Tobermory is located in the town of the same name on the island of Mull, which is the UK's 4th largest island and lies just off the west Highland coast of Scotland.  It is the only distillery on the island and was founded in 1798 by John Sinclair.  Ledaig (meaning 'safe harbour' in Gaelic) was the original name.  The name was only changed to Tobermory in 1979 when new owners rescued the ailing distillery.  It is currently owned by Burn Stewart Distillers, which is part of the larger South African-owned Distell Group Ltd who took control in 2013.  The current production capacity is one million litres per year.

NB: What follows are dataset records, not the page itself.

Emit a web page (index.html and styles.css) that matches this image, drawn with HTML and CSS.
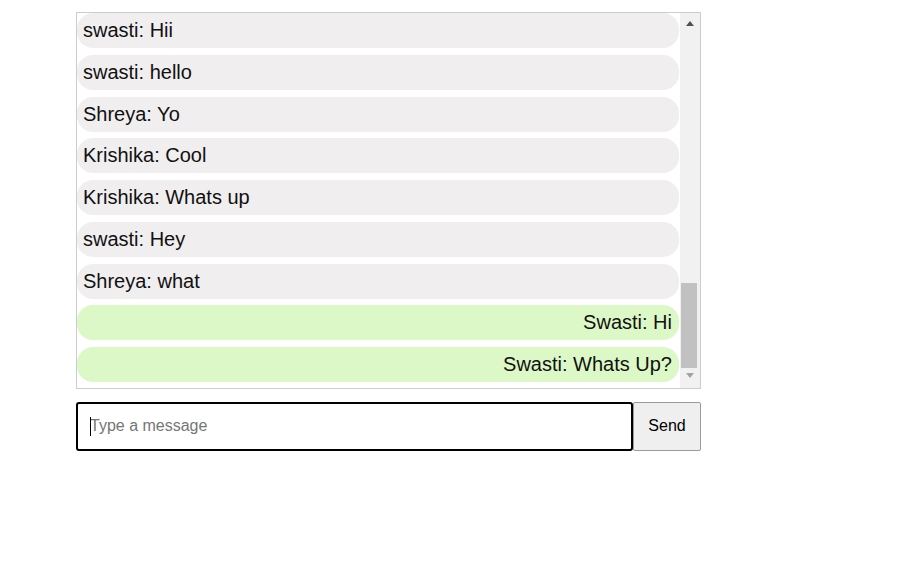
FILE: index.html
```html
<!DOCTYPE html>
<html>
<head>
<meta charset="utf-8">
<link rel="stylesheet" href="styles.css">
</head>
<body>
<div class="chat">
  <div class="box">
    <div class="messages">
      <div class="msg other">swasti: Hii</div>
      <div class="msg other">swasti: hello</div>
      <div class="msg other">Shreya: Yo</div>
      <div class="msg other">Krishika: Cool</div>
      <div class="msg other">Krishika: Whats up</div>
      <div class="msg other">swasti: Hey</div>
      <div class="msg other">Shreya: what</div>
      <div class="msg mine">Swasti: Hi</div>
      <div class="msg mine">Swasti: Whats Up?</div>
    </div>
    <div class="scrollbar">
      <div class="arrow up"></div>
      <div class="track"><div class="thumb"></div></div>
      <div class="arrow down"></div>
    </div>
  </div>
  <div class="composer">
    <div class="field">
      <input class="input" type="text" placeholder="Type a message">
      <span class="caret"></span>
    </div>
    <button class="send">Send</button>
  </div>
</div>
</body>
</html>
```

FILE: styles.css
```css
html, body {
  margin: 0;
  padding: 0;
  background: #fff;
}
body {
  font-family: "Liberation Sans", Arial, sans-serif;
}
.chat {
  width: 625px;
  padding: 12px 0 0 76px;
}
.box {
  display: flex;
  height: 375px;
  border: 1px solid #cccccc;
  overflow: hidden;
}
.messages {
  flex: 1;
  display: flex;
  flex-direction: column;
  gap: 6.75px;
  padding: 0 1px 6px 0;
}
.msg {
  height: 23px;
  padding: 6px 7px 6px 6px;
  font-size: 20px;
  line-height: 23px;
  color: #111;
  border-radius: 16px;
  white-space: nowrap;
}
.other {
  background: #f0eeef;
}
.mine {
  background: #dcf8c6;
  text-align: right;
}
.scrollbar {
  width: 20px;
  background: #f1f1f1;
  display: flex;
  flex-direction: column;
}
.arrow {
  height: 20px;
  box-sizing: border-box;
  display: flex;
  justify-content: center;
  padding-right: 1px;
}
.arrow.up {
  align-items: flex-start;
  padding-top: 8px;
}
.arrow.down {
  align-items: flex-start;
  padding-top: 5px;
}
.arrow.up::before {
  content: "";
  width: 0;
  height: 0;
  border-left: 4.5px solid transparent;
  border-right: 4.5px solid transparent;
  border-bottom: 5px solid #505050;
}
.arrow.down::before {
  content: "";
  width: 0;
  height: 0;
  border-left: 4.5px solid transparent;
  border-right: 4.5px solid transparent;
  border-top: 5px solid #a3a3a3;
}
.track {
  flex: 1;
  display: flex;
  flex-direction: column;
  justify-content: flex-end;
}
.thumb {
  height: 85px;
  width: 16px;
  margin-left: 1px;
  background: #c1c1c1;
}
.composer {
  display: flex;
  margin-top: 13px;
  height: 49px;
}
.field {
  position: relative;
  flex: 1;
  display: flex;
}
.input {
  flex: 1;
  margin: 0;
  box-sizing: border-box;
  height: 49px;
  border: 2px solid #000;
  border-radius: 3px;
  padding: 0 12px 2px 12px;
  font-family: "Liberation Sans", Arial, sans-serif;
  font-size: 16px;
  color: #111;
  outline: none;
  caret-color: transparent;
}
.input::placeholder {
  color: #757575;
}
.caret {
  position: absolute;
  left: 14px;
  top: 15px;
  width: 1px;
  height: 19px;
  background: #000;
}
.send {
  width: 68px;
  height: 49px;
  margin: 0;
  box-sizing: border-box;
  background: #efefef;
  border: 1px solid #9a9a9a;
  border-radius: 2px;
  font-family: "Liberation Sans", Arial, sans-serif;
  font-size: 16px;
  color: #000;
  padding: 0 0 2px 0;
}
```
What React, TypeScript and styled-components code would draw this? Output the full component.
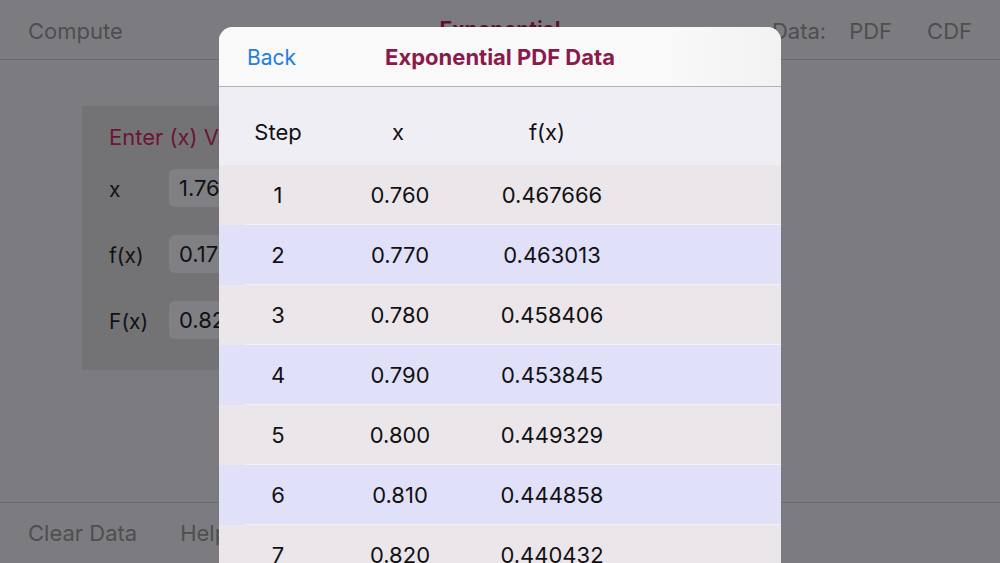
import React from "react";
import styled, { createGlobalStyle } from "styled-components";

const GlobalStyle = createGlobalStyle`
  html, body {
    margin: 0;
    padding: 0;
  }
  body {
    font-family: Inter, "Noto Sans", "Liberation Sans", sans-serif;
    -webkit-font-smoothing: antialiased;
  }
`;

const rows = [
  { step: 1, x: "0.760", fx: "0.467666" },
  { step: 2, x: "0.770", fx: "0.463013" },
  { step: 3, x: "0.780", fx: "0.458406" },
  { step: 4, x: "0.790", fx: "0.453845" },
  { step: 5, x: "0.800", fx: "0.449329" },
  { step: 6, x: "0.810", fx: "0.444858" },
  { step: 7, x: "0.820", fx: "0.440432" },
];

const fields = [
  { label: "x", value: "1.76" },
  { label: "f(x)", value: "0.17" },
  { label: "F(x)", value: "0.82" },
];

const App = () => {
  return (
    <>
      <GlobalStyle />
      <Screen>
        {/* calculator screen, dimmed behind the sheet */}
        <TopBar>
          <BarItem>Compute</BarItem>
          <ScreenTitle>Exponential</ScreenTitle>
          <BarGroup>
            <BarItem>Data:</BarItem>
            <BarItem>PDF</BarItem>
            <BarItem $gapLeft={12}>CDF</BarItem>
          </BarGroup>
        </TopBar>

        <Main>
          <InputPanel>
            <PanelTitle>Enter (x) Value</PanelTitle>
            {fields.map((f) => (
              <FieldRow key={f.label}>
                <FieldLabel>{f.label}</FieldLabel>
                <FieldBox>{f.value}</FieldBox>
              </FieldRow>
            ))}
          </InputPanel>
        </Main>

        <BottomBar>
          <BarItem>Clear Data</BarItem>
          <BarItem>Help</BarItem>
        </BottomBar>

        <Sheet>
          <SheetHeader>
            <BackButton>Back</BackButton>
            <SheetTitle>Exponential PDF Data</SheetTitle>
          </SheetHeader>
          <TableHead>
            <Cell>Step</Cell>
            <Cell $shift={-2}>x</Cell>
            <Cell $shift={-5}>f(x)</Cell>
          </TableHead>
          {rows.map((r, i) => (
            <Row key={r.step} $odd={i % 2 === 0}>
              <Cell>{r.step}</Cell>
              <Cell>{r.x}</Cell>
              <Cell>{r.fx}</Cell>
            </Row>
          ))}
        </Sheet>
      </Screen>
    </>
  );
};

const Screen = styled.div`
  position: relative;
  width: 1000px;
  height: 563px;
  overflow: hidden;
  background-color: #7c7c80;
  display: flex;
  flex-direction: column;
`;

const TopBar = styled.div`
  height: 60px;
  flex-shrink: 0;
  box-sizing: border-box;
  border-bottom: 1px solid #6b6b6e;
  display: flex;
  align-items: center;
  justify-content: space-between;
  padding: 2px 28px 0 28px;
  position: relative;
`;

const BarGroup = styled.div`
  display: flex;
  gap: 23px;
`;

const BarItem = styled.div<{ $gapLeft?: number }>`
  font-size: 22px;
  color: #4e4e51;
  margin-left: ${(p) => p.$gapLeft ?? 0}px;
`;

const ScreenTitle = styled.div`
  position: absolute;
  left: 0;
  right: 0;
  top: 17px;
  text-align: center;
  font-size: 21px;
  font-weight: 700;
  color: #5c1030;
`;

const Main = styled.div`
  flex: 1;
  padding: 46px 0 0 82px;
`;

/* only the left part of the panel shows beside the sheet */
const InputPanel = styled.div`
  width: 137px;
  height: 264px;
  overflow: hidden;
  box-sizing: border-box;
  background-color: #737376;
  padding: 18px 0 0 27px;
  display: flex;
  flex-direction: column;
  gap: 28px;
`;

const PanelTitle = styled.div`
  font-size: 22px;
  color: #6c1535;
  white-space: nowrap;
  margin-bottom: -9px;
`;

const FieldRow = styled.div`
  display: flex;
  align-items: center;
  height: 38px;
`;

const FieldLabel = styled.div`
  width: 60px;
  flex-shrink: 0;
  font-size: 21px;
  color: #111114;
  padding-top: 2px;
`;

const FieldBox = styled.div`
  width: 120px;
  flex-shrink: 0;
  height: 38px;
  box-sizing: border-box;
  border-radius: 6px;
  background-color: #808084;
  padding-left: 10px;
  display: flex;
  align-items: center;
  font-size: 22px;
  color: #111114;
`;

const BottomBar = styled.div`
  height: 61px;
  box-sizing: border-box;
  border-top: 1px solid #6b6b6e;
  display: flex;
  align-items: center;
  gap: 43px;
  padding: 0 28px;
`;

const Sheet = styled.div`
  position: absolute;
  left: 219px;
  top: 27px;
  width: 562px;
  bottom: -40px;
  border-radius: 14px 14px 0 0;
  overflow: hidden;
  background-color: #efeef4;
`;

const SheetHeader = styled.div`
  height: 60px;
  box-sizing: border-box;
  border-bottom: 1px solid #b3b3b6;
  background: linear-gradient(90deg, #f9f9f9 80%, #f2f2f3 100%);
  display: flex;
  align-items: center;
  justify-content: center;
  position: relative;
`;

const BackButton = styled.div`
  position: absolute;
  left: 28px;
  top: 18px;
  font-size: 21px;
  color: #1f7ee0;
`;

const SheetTitle = styled.div`
  font-size: 22px;
  font-weight: 700;
  color: #8a1a4c;
  padding-top: 1px;
`;

const grid = `
  display: grid;
  grid-template-columns: 118px 126px 178px 1fr;
  align-items: center;
`;

const TableHead = styled.div`
  ${grid}
  height: 78px;
  padding-top: 11px;
  box-sizing: border-box;
  background-color: #efeef4;
`;

const Row = styled.div<{ $odd: boolean }>`
  ${grid}
  position: relative;
  height: 60px;
  background-color: ${(p) => (p.$odd ? "#ebe6ea" : "#e0e0f8")};

  &::after {
    content: "";
    position: absolute;
    left: 26px;
    right: 0;
    bottom: 0;
    height: 1px;
    background-color: #f3f1f5;
  }
`;

const Cell = styled.div<{ $shift?: number }>`
  text-align: center;
  font-size: 22px;
  color: #111114;
  transform: translateX(${(p) => p.$shift ?? 0}px);
`;

export default App;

The whisky is non chill-filtered and bottled at 46.3% ABV. There will be just 500 bottles spread across selected specialist whisky retailers and in selected markets including Asia, North America and the UK. The recommended retail price is £3500 per bottle.

Our tasting notes
The colour is a deep amber, almost red, and the nose is incredibly vibrant and fresh for such an old whisky.  There are a splendid mix of aromas with plenty of toffee, caramel and red apples leading the way.  These are backed up by a complex mix of earthy smoke, wood spices (especially cinnamon), crystalised ginger, waxy furniture polish, candied lemon peel and hints of liquorice and orange.

On the palate, this whisky is equally as complex.  It feels rich and mouth coating with a candied orange and lemon note, which is almost marmalade-like hitting first.  This gives way to fruity and sweet notes, which are most reminiscent of apricot jam, dried figs, toffee and caramel.  The smoke from the nose is much more evident on the palate.  When it arrives it has a bittersweetness that dries everything out.  The smoke has a warming earthy, slightly charred and acrid feel.  The depth is amazing and extra dimensions keep appearing, even after a significant time.  The waxy furniture polish (possibly beeswax), soft background wood spices (especially cinnamon and clove) and a hint of ginger are the most notable.

The finish is long, drying and savoury especially once the fruity and sweeter elements disappear.  A complicated mix of orange bitters, nutmeg and earthy/ashy peat smoke take over and dominate.  The result is a whisky that hangs on to the taste buds and evolves over a significant amount of time.

What's the verdict?
This is a superb whisky and one that we feel privileged to have sampled, especially given its age and rarity.  The depth and complexity of the aromas and flavours are extremely well balanced, plus the level of smokiness has been impressively maintained over its four decades of maturation.  Rarely have we tasted a peaty whisky of this age that has achieved this.  With so few bottles around and the big price tag only a handful of people will get to try this, which seems a shame.